I'm not saying your code is invalid or that it won't work, but 'defensive' programming says:

- assume your input is total garbage

- handle all correct situations correctly

- handle all garbage gracefully or throw an error depending on what the circumstances dictate

I'm also missing the stackframe handling, but as you said, this is the 'meat', that meat needs a bit of scaffolding to work.

axod · on May 27, 2010

Oh definitely. I agree. I assumed though that the "problem" itself was the main aim here, not testing if someone can write scaffolding error checking code.

How far do you go? Check that the memory isn't mapped as read only? ;) Check that there's actually some memory mapped into that address space?

Obviously you need both skills, but they're pretty related I'd say. If you can solve low level problems you can probably think through any potential issues, invalid inputs, edge cases etc and churn out code to deal with them.

I guess my issue is I don't see what being able to solve this says about someone, apart from "isn't completely terrible at programming".

NickPollard · on May 27, 2010

Defensive programming is not always the correct assumption though.

jacquesm · on May 27, 2010

any assumption is wrong, but when given the choice between two assumption (safe vs unsafe) safe is best.

I did note in my 'answer' that the problem wasn't specified fully.

tsally · on May 27, 2010

The result of the program should always be a valid string. ;) Tried to be as ambiguous as I could, not really sure of another way to say it.

axod · on May 27, 2010

"valid string" ? :/ can you give me an example of an invalid string?

It correctly tacks a 0 byte on the end if that's what you mean, of course cleaning up the unused space would be outside of the task at hand.

Maybe I'll look like a complete idiot soon if it transpires I've completely missed the 'gotcha' ;)

RiderOfGiraffes · on May 27, 2010

I'd be really interested to see your original version and your latest version side-by-side, because I'm wondering if your "clean-up" actually changed its behavior.

axod · on May 27, 2010

Original code:

  // esi -> asciiz string
  // cl = character to remove

  mov edi, esi
  cld
  loop1:
      lodsb      // Load the byte from [esi] into al
      or al, al
       jz alldone
      cmp al, cl
       je loop1  // Skip this byte, since it's one we want to remove
      stosb      // Store the byte at [edi] from al
      jmp loop1  // Loop around for the next byte
  alldone:
      xor al, al
      stosb      // 0 terminate it

The only real behavioral change was that this version would cope with an input of cl=0. My cleaned up version would not cope with cl=0, but would need a sanity check for that.
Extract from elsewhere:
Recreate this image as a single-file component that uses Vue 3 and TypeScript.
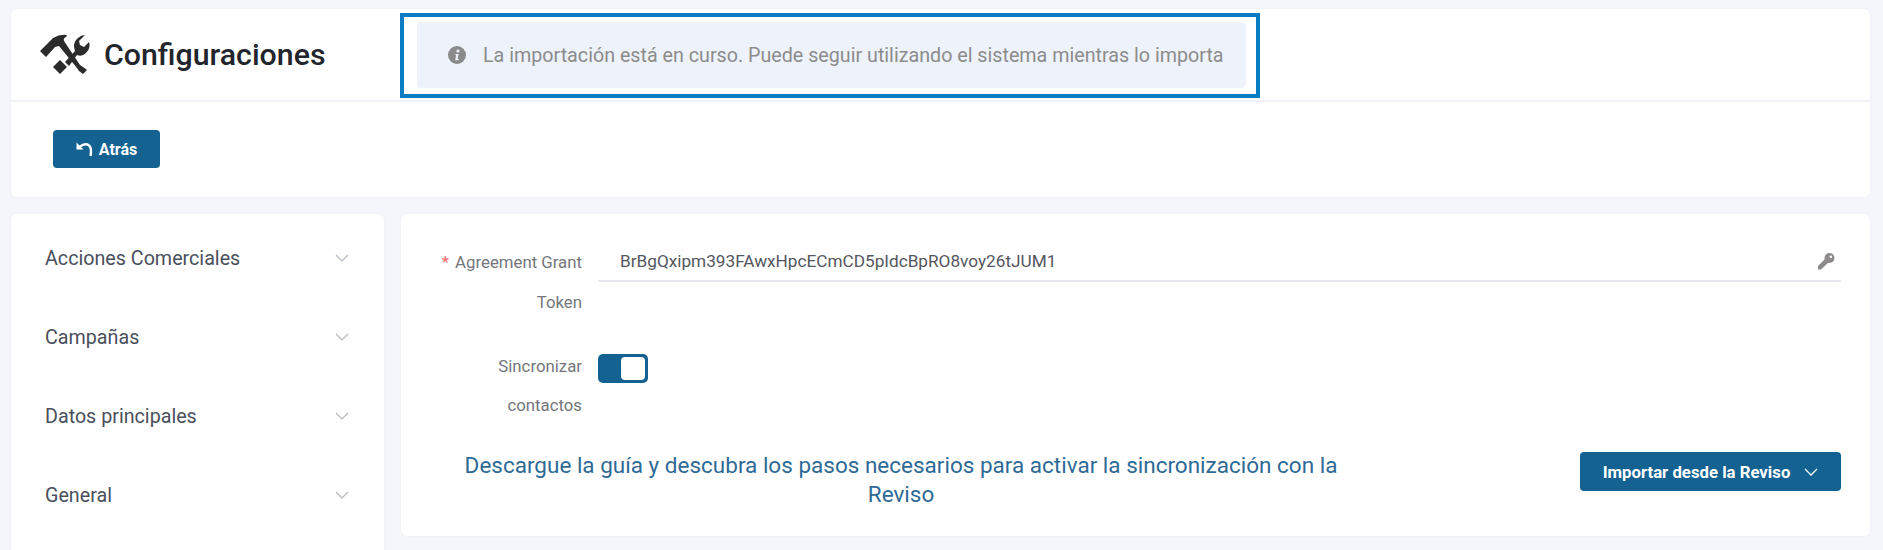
<script setup lang="ts">
const menu: string[] = ['Acciones Comerciales', 'Campañas', 'Datos principales', 'General']
</script>

<template>
  <div class="page">
    <section class="card top">
      <header class="head">
        <div class="title">
          <svg class="tools" width="50" height="40" viewBox="0 0 50 40">
            <path fill="#2b2b2b" d="M0 17 L13 4 Q20 0 27 1 L26 3 Q23 4 24 7 L40 31 L43 33 L47 36 L43 40 L39 37 L37 34 L19 12 L15 13 L6 23 Z" />
            <path fill="#2b2b2b" d="M13 33 L20 26 L27 33 L20 40 Z" />
            <path fill="#2b2b2b" d="M25 28 L35 17 Q32 9 38 4 Q41 1 45 1 L39 7 L40 11 L44 13 L49 8 Q51 14 46 19 Q42 23 37 21 L29 32 Z" />
          </svg>
          <h1>Configuraciones</h1>
        </div>
        <div class="highlight">
          <div class="alert">
            <svg width="18" height="18" viewBox="0 0 18 18">
              <circle cx="9" cy="9" r="9" fill="#8a8a8a" />
              <circle cx="10" cy="5" r="1.6" fill="#eef2fb" />
              <path d="M7.5 8 H10.6 L9.6 13 H10.8 L10.5 14.2 H7.2 L8.1 9.2 H7.3 Z" fill="#eef2fb" />
            </svg>
            <span>La importación está en curso. Puede seguir utilizando el sistema mientras lo importa</span>
          </div>
        </div>
      </header>
      <div class="actions">
        <button class="btn back" type="button">
          <svg width="18" height="15" viewBox="0 0 18 15">
            <path d="M0.5 0.5 V7.5 H7.5 Z" fill="#fff" />
            <path d="M3.5 5 Q9 0.5 13 3.5 Q16 6 14.5 14" fill="none" stroke="#fff" stroke-width="2.4" />
          </svg>
          Atrás
        </button>
      </div>
    </section>

    <div class="columns">
      <aside class="card side">
        <div v-for="item in menu" :key="item" class="menu-item">
          <span>{{ item }}</span>
          <svg width="14" height="8" viewBox="0 0 14 8">
            <path d="M1 1 L7 7 L13 1" fill="none" stroke="#b4b8c0" stroke-width="1.2" />
          </svg>
        </div>
      </aside>

      <main class="card form">
        <div class="row first">
          <label><i>*</i> Agreement Grant Token</label>
          <div class="input">
            <span>BrBgQxipm393FAwxHpcECmCD5pIdcBpRO8voy26tJUM1</span>
            <svg width="18" height="17" viewBox="0 0 18 17">
              <circle cx="12.5" cy="5" r="5" fill="#8d8a8c" />
              <circle cx="13.8" cy="3.8" r="1.3" fill="#fff" />
              <path d="M8.5 5.5 L12 9 L4 16.5 L1 16.5 L1 13 Z" fill="#8d8a8c" />
            </svg>
          </div>
        </div>
        <div class="row second">
          <label>Sincronizar contactos</label>
          <div class="switch"><b></b></div>
        </div>
        <div class="foot">
          <p>Descargue la guía y descubra los pasos necesarios para activar la sincronización con la Reviso</p>
          <button class="btn import" type="button">
            Importar desde la Reviso
            <svg width="14" height="8" viewBox="0 0 14 8">
              <path d="M1 1 L7 7 L13 1" fill="none" stroke="#fff" stroke-width="1.3" />
            </svg>
          </button>
        </div>
      </main>
    </div>
  </div>
</template>

<style>
html, body { margin: 0; background: #f4f6fb; overflow: hidden; }
</style>

<style scoped>
.page {
  box-sizing: border-box;
  width: 1883px;
  height: 550px;
  padding: 9px 13px 0 11px;
  overflow: hidden;
  font-family: Roboto, "Liberation Sans", sans-serif;
  background: #f4f6fb;
}
.card {
  background: #fff;
  border-radius: 6px;
  box-shadow: 0 0 2px #e9ebf3;
}
.top { height: 188px; }
.head {
  box-sizing: border-box;
  height: 93px;
  padding: 4px 0 2px 29px;
  display: flex;
  align-items: center;
  border-bottom: 2px solid #f1f2f7;
}
.title { width: 360px; margin-top: -2px; display: flex; align-items: center; gap: 14px; }
.tools { flex: none; margin-top: -2px; }
h1 {
  margin: 0;
  font-size: 30.3px;
  font-weight: 500;
  color: #23252d;
  white-space: nowrap;
}
.highlight {
  box-sizing: border-box;
  width: 860px;
  height: 85px;
  border: 4px solid #0a7cc4;
  padding: 5px 10px 6px 13px;
  display: flex;
}
.alert {
  flex: 1;
  display: flex;
  align-items: center;
  gap: 17px;
  padding-left: 31px;
  background: #edf2fb;
  border-radius: 4px;
  font-size: 19.7px;
  color: #8c8c8c;
  white-space: nowrap;
}
.actions { padding: 28px 0 0 42px; }
.btn {
  border: 0;
  background: #136292;
  color: #fff;
  border-radius: 4px;
  font-family: inherit;
  font-weight: 700;
  display: inline-flex;
  align-items: center;
  justify-content: center;
}
.back { width: 107px; height: 38px; font-size: 16px; gap: 5px; }
.columns {
  display: grid;
  grid-template-columns: 373px 1469px;
  gap: 17px;
  margin-top: 17px;
  align-items: start;
}
.side { height: 400px; padding: 5px 0 0 34px; box-sizing: border-box; }
.menu-item {
  height: 78.9px;
  display: flex;
  align-items: center;
  justify-content: space-between;
  padding-right: 35px;
  font-size: 19.7px;
  color: #4a4f5c;
}
.form { height: 322px; box-sizing: border-box; padding: 28px 29px 0 0; }
.row { display: flex; align-items: flex-start; }
label {
  box-sizing: border-box;
  width: 181px;
  margin-right: 16px;
  padding-left: 30px;
  text-align: right;
  font-size: 16.8px;
  line-height: 40px;
  color: #74767d;
  flex: none;
}
label i { color: #f56c6c; font-style: normal; margin-right: 2px; }
.input {
  flex: 1;
  height: 40px;
  box-sizing: border-box;
  display: flex;
  align-items: center;
  justify-content: space-between;
  padding: 0 6px 0 22px;
  border-bottom: 2px solid #e6e6ee;
  font-size: 17.2px;
  color: #55565e;
}
.second { margin-top: 25px; }
.second label { padding-left: 60px; line-height: 39px; }
.switch {
  box-sizing: border-box;
  width: 50px;
  height: 29px;
  margin-top: 7px;
  padding: 3px;
  background: #136292;
  border-radius: 5px;
  display: flex;
  justify-content: flex-end;
}
.switch b { width: 24px; background: #fff; border-radius: 4px; }
.foot {
  display: flex;
  align-items: flex-start;
  justify-content: space-between;
  margin-top: 27px;
}
.foot p {
  margin: -1px 0 0 50px;
  width: 900px;
  text-align: center;
  font-size: 22.5px;
  line-height: 29px;
  color: #2f6a96;
}
.import { width: 261px; height: 39px; font-size: 16.75px; gap: 14px; }
</style>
RiderOfGiraffes · on May 27, 2010

Hmm. My memory must be faulty, but I don't remember the first one having the final xor and stosb. I do remember looking at your solution and thinking that you'd forgotten it, that's why I expressed an interest in seeing the original.

Still, likely my memory is at fault.

10ren · on May 27, 2010

heheh my initial version also explicitly added the 0, and then I also found a way to do it in the loop. Seems a common evolution.

But your final solution is clearer than mine. While it uses an extra variable (register), it avoids looking up the same thing twice. So... more efficient and clearer.

BTW: TIL char * a = "hello"; doesn't work in C (I think it doesn't allocate memory). I'm actually happy enough that I could solve this at all, not having used C for 20 years ...old

tsally · on May 27, 2010

Actually, I might just be tired. :-p I don't see anything wrong with axod's code. Just emailed you a fairly verbose C version. I hate writing production code...

j_baker · on May 27, 2010

It's not that it requires much thinking. It's just that it's not every day that most of us have to code something like this in C.

JoachimSchipper · on May 27, 2010

From another I made on this page:

> If you don't find any egregious bugs, I hereby claim it really is trivial.

Still, it may be a nice exercise.

xenophanes · on May 27, 2010

Are you saying that some people couldn't do the problem, but could actually read that Assembly?

jemfinch · on May 27, 2010

How many HNers do you think know x86 assembly so well that simply seeing the structure of the code gives away the answer? :)

jacquesm · on May 27, 2010

Even if you didn't know x86 at all you should still be able to figure out what it does by looking at it given the fact that the specification of what it does is only one sentence long.

jemfinch · on May 27, 2010

No doubt, but if my desire is not to see other answers, I'm not going to read the assembly closely enough to understand. Your objection makes more sense with indented programming languages whose indentation structure may give away more information.

axod · on May 27, 2010

It's 8 instructions. It's a single loop. It's moving stuff from one buffer to another and ignoring specific bytes.

What are you talking about? What's to understand?

jemfinch · on May 29, 2010

I can ignore x86 assembly just like I can ignore French: the graphical structure (i.e., indentation) of an x86 program gives away nothing, just like a paragraph of French gives me no immediate sense of its meaning. In either case, I could probably puzzle out the meaning with intense reading, but the mere presence of the text does not give it away.

My C solution, on the other hand, has a distinct graphical structure which would indicate, even to people for whom C isn't their "native language," a lot of the meaning of the text with merely a glance.

jonsen · on May 27, 2010

edit: condensed code a bit

Well well, the other version seemed to work ;-)

axod · on May 27, 2010

Wasn't quite as elegant though, and 10 instructions vs 8.

jonsen · on May 27, 2010

Elegance is in the eye of the beholder. I found your first version easier to grasp.

barrkel · on May 27, 2010

I think it's trickier than FizzBuzz, but not by a whole lot.

jacquesm · on May 27, 2010

I think it is actually simpler.

And the fizz-buzz problem has two structurally different solutions.